The informal feedback that your in-house team give you – in the kitchen, in-between meetings or dropping by your desk – is much easier to come by. Remember your remote team does not have that luxury. If you’re not hearing regular feedback, you’re missing out on opportunities to not only make your employees feel heard and looked after, but also achieve their full potential. Set up a regular process for this with your remote employees – whether it needs to be a daily stand up, or in your one-to-ones. Make sure they know where and when they can give you feedback.
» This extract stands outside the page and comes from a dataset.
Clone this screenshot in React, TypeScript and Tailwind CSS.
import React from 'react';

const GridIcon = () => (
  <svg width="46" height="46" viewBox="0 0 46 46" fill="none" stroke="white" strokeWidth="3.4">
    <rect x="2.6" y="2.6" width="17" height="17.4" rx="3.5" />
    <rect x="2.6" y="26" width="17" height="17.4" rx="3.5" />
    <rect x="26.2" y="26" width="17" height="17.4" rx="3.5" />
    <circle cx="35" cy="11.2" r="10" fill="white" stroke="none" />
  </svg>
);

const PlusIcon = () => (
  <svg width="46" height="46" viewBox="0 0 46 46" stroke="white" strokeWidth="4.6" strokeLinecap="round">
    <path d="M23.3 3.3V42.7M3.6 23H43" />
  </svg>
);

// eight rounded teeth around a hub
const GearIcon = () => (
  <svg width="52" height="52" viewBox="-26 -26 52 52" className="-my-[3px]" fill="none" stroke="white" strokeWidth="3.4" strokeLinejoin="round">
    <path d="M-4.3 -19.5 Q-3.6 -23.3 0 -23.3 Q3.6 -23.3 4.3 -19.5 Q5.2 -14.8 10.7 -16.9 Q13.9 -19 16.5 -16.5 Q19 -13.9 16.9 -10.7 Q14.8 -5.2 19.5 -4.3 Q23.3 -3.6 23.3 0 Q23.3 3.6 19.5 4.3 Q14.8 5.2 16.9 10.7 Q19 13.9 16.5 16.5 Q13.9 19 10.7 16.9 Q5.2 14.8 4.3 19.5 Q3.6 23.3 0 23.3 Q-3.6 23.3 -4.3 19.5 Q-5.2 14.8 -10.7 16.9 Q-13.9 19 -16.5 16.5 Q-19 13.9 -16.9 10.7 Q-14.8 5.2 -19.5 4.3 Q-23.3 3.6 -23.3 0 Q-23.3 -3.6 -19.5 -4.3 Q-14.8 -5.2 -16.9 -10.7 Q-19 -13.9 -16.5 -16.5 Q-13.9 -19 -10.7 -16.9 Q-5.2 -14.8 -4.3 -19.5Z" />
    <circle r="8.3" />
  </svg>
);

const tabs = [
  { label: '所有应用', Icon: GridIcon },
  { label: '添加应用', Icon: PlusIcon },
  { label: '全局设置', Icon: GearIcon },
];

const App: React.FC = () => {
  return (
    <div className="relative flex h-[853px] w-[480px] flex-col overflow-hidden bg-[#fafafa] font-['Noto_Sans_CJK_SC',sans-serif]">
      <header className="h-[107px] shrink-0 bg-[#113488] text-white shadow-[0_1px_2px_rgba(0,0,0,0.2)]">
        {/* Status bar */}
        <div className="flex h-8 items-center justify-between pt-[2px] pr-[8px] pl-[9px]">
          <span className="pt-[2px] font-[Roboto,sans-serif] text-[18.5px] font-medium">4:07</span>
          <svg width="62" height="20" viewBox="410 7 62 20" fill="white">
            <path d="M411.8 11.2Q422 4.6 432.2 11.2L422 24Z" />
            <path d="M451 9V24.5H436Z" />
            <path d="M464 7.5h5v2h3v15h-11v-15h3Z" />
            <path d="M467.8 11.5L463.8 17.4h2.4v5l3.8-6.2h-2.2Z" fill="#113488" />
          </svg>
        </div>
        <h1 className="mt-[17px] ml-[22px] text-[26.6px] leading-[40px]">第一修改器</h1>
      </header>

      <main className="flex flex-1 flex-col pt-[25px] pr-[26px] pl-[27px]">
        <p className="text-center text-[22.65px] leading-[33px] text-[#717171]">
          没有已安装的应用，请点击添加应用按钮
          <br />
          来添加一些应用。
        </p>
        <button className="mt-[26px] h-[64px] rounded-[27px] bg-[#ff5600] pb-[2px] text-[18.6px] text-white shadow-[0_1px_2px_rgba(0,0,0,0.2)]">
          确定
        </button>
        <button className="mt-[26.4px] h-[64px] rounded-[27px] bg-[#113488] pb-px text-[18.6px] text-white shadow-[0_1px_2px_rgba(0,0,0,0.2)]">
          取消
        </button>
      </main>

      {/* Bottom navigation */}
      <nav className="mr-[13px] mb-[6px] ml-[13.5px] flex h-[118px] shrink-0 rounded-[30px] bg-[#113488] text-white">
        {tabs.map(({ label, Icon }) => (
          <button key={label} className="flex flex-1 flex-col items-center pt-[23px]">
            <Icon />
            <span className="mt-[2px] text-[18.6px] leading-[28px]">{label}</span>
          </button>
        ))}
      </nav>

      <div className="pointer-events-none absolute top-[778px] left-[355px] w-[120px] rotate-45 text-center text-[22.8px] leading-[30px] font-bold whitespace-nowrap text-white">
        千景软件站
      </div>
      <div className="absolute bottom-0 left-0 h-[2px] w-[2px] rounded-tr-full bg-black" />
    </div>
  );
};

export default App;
7. Individual Development Plan (IDP) and OKRs

Everyone works better when the metrics of their success are clearly defined. After all, if you know where you need to go, it’s easier to get there! We recommend after the initial settling in period, taking some time to go over your employee’s individual OKRs and the KPIs they can demonstrate as they work towards them. While this can be agreed between the two of you, this should be very much coming from you and the business.

On the other hand, ask your employee to take the lead with their growth and fill out an Individual Development Plan. It’s a great way for them to tell you what their more specific career goals are. This is a directive which they set the tone and expectations around. That said, it’s important that you listen to them and help them strategise actions to move them towards their goals. Taking the time to understand what motivates your employees not only helps them achieve their personal goals, but helps you be a better manager.

8. Refine the process

While we’re confident these tips should help you on your way to successfully onboarding a remote worker, this is always going to be a process which can be tweaked and improved. Three, six months down the line – why not ask your remote employee what worked and what didn’t? What helped them settle in, and what could have been done better? Being open to feedback means you’re always improving and bettering the process. It also shows that you respect the opinion of your employee and are actively trying to improve things for all remote workers.